"""

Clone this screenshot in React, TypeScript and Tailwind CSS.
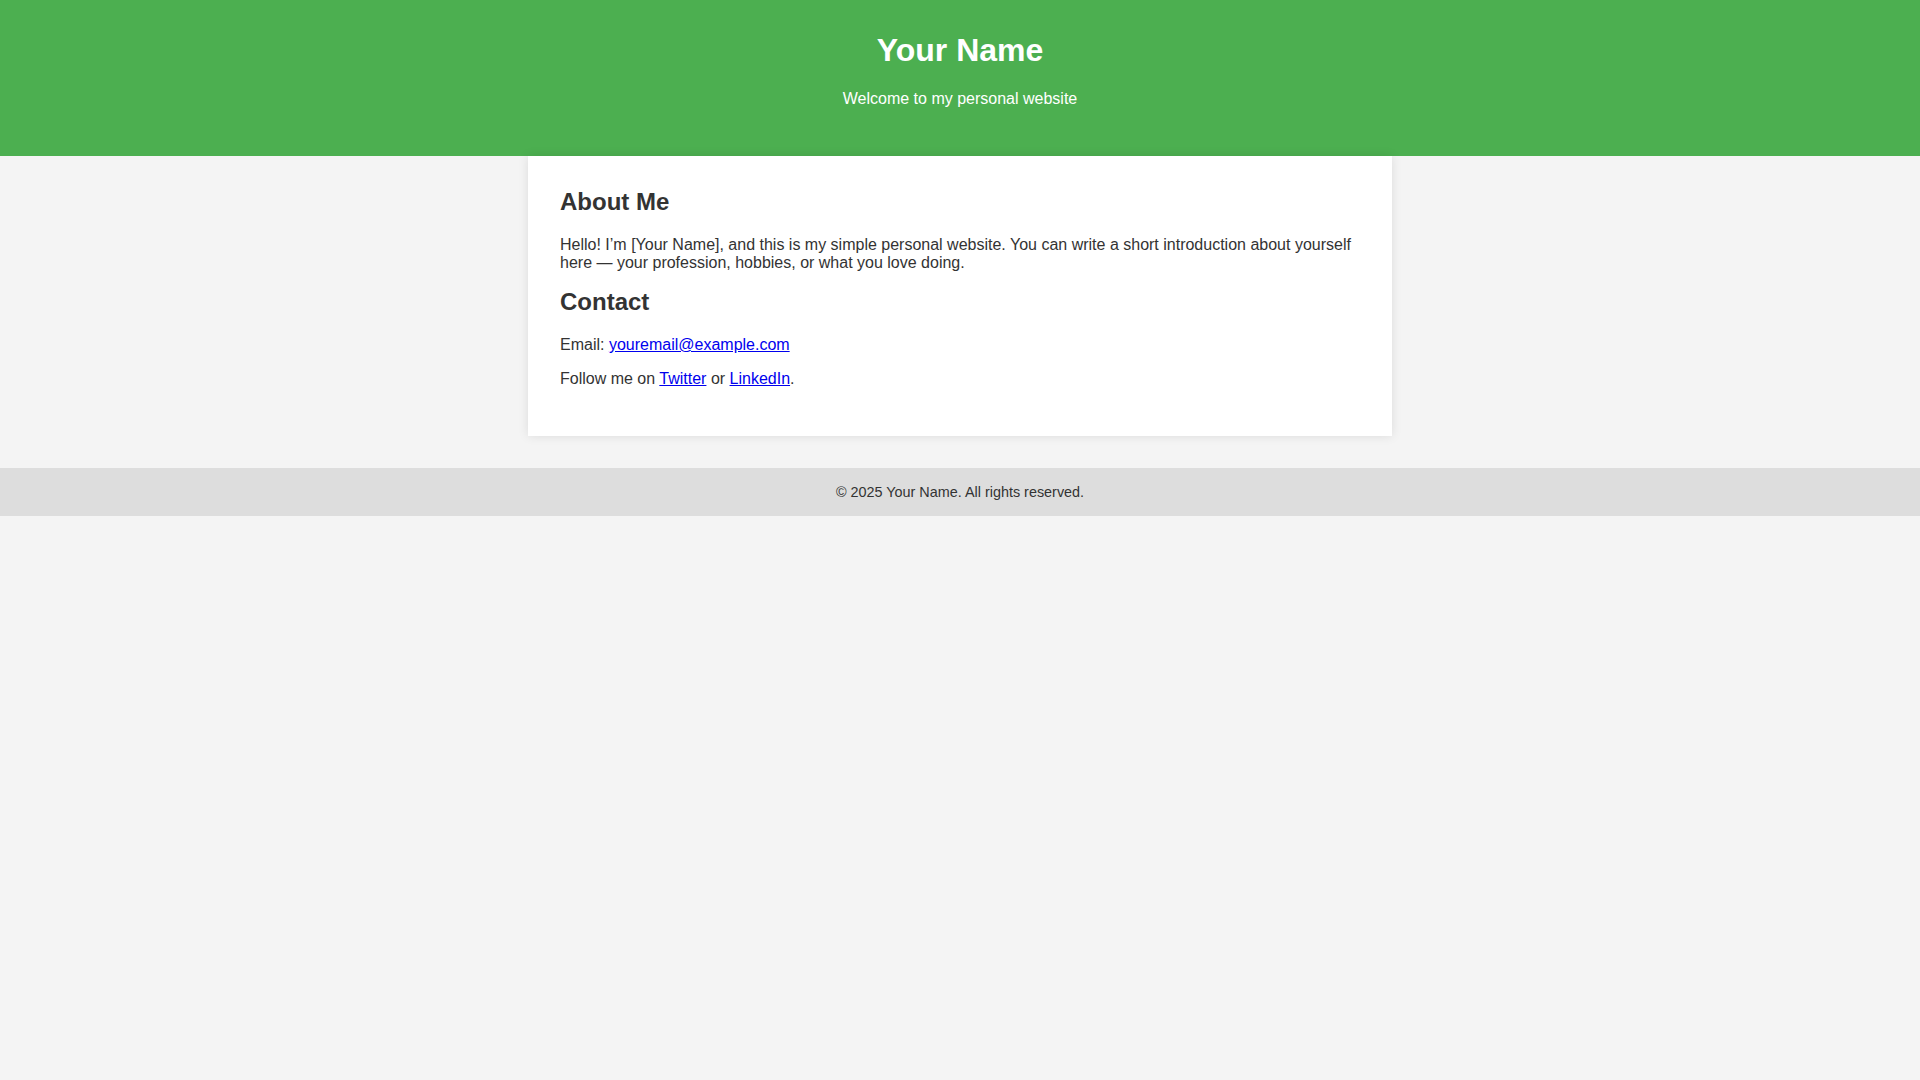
export default function App() {
  return (
    <div className="min-h-screen bg-[#f4f4f4] text-[#333] font-['Liberation_Sans',Arial,sans-serif]">
      <header className="bg-[#4CAF50] text-white text-center pt-8 pb-[48px]">
        <h1 className="text-[32px] leading-[37px] font-bold m-0">Your Name</h1>
        <p className="mt-[21px] text-base leading-[18px]">Welcome to my personal website</p>
      </header>
      <main className="w-[864px] mx-auto bg-white p-8 shadow-[0_0_10px_rgba(0,0,0,0.1)]">
        <h2 className="text-2xl leading-[28px] font-bold">About Me</h2>
        <p className="mt-5 text-base leading-[18px]">
          Hello! I’m [Your Name], and this is my simple personal website. You can write a short introduction about yourself here — your profession, hobbies, or what you love doing.
        </p>
        <h2 className="mt-4 text-2xl leading-[28px] font-bold">Contact</h2>
        <p className="mt-5 text-base leading-[18px]">
          Email: <a href="#" className="text-[#0000EE] underline">youremail@example.com</a>
        </p>
        <p className="mt-4 mb-4 text-base leading-[18px]">
          Follow me on <a href="#" className="text-[#0000EE] underline">Twitter</a> or{" "}
          <a href="#" className="text-[#0000EE] underline">LinkedIn</a>.
        </p>
      </main>
      <footer className="mt-8 bg-[#ddd] text-center py-4 text-[14.4px] leading-[16px] text-[#333]">
        © 2025 Your Name. All rights reserved.
      </footer>
    </div>
  );
}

"""

What this task involves → Give the data again exactly as written, with all pictures left out.

The answer →
Clone this screenshot in React, TypeScript and Tailwind CSS.
export default function App() {
  return (
    <div className="min-h-screen bg-[#f4f4f4] text-[#333] font-['Liberation_Sans',Arial,sans-serif]">
      <header className="bg-[#4CAF50] text-white text-center pt-8 pb-[48px]">
        <h1 className="text-[32px] leading-[37px] font-bold m-0">Your Name</h1>
        <p className="mt-[21px] text-base leading-[18px]">Welcome to my personal website</p>
      </header>
      <main className="w-[864px] mx-auto bg-white p-8 shadow-[0_0_10px_rgba(0,0,0,0.1)]">
        <h2 className="text-2xl leading-[28px] font-bold">About Me</h2>
        <p className="mt-5 text-base leading-[18px]">
          Hello! I’m [Your Name], and this is my simple personal website. You can write a short introduction about yourself here — your profession, hobbies, or what you love doing.
        </p>
        <h2 className="mt-4 text-2xl leading-[28px] font-bold">Contact</h2>
        <p className="mt-5 text-base leading-[18px]">
          Email: <a href="#" className="text-[#0000EE] underline">youremail@example.com</a>
        </p>
        <p className="mt-4 mb-4 text-base leading-[18px]">
          Follow me on <a href="#" className="text-[#0000EE] underline">Twitter</a> or{" "}
          <a href="#" className="text-[#0000EE] underline">LinkedIn</a>.
        </p>
      </main>
      <footer className="mt-8 bg-[#ddd] text-center py-4 text-[14.4px] leading-[16px] text-[#333]">
        © 2025 Your Name. All rights reserved.
      </footer>
    </div>
  );
}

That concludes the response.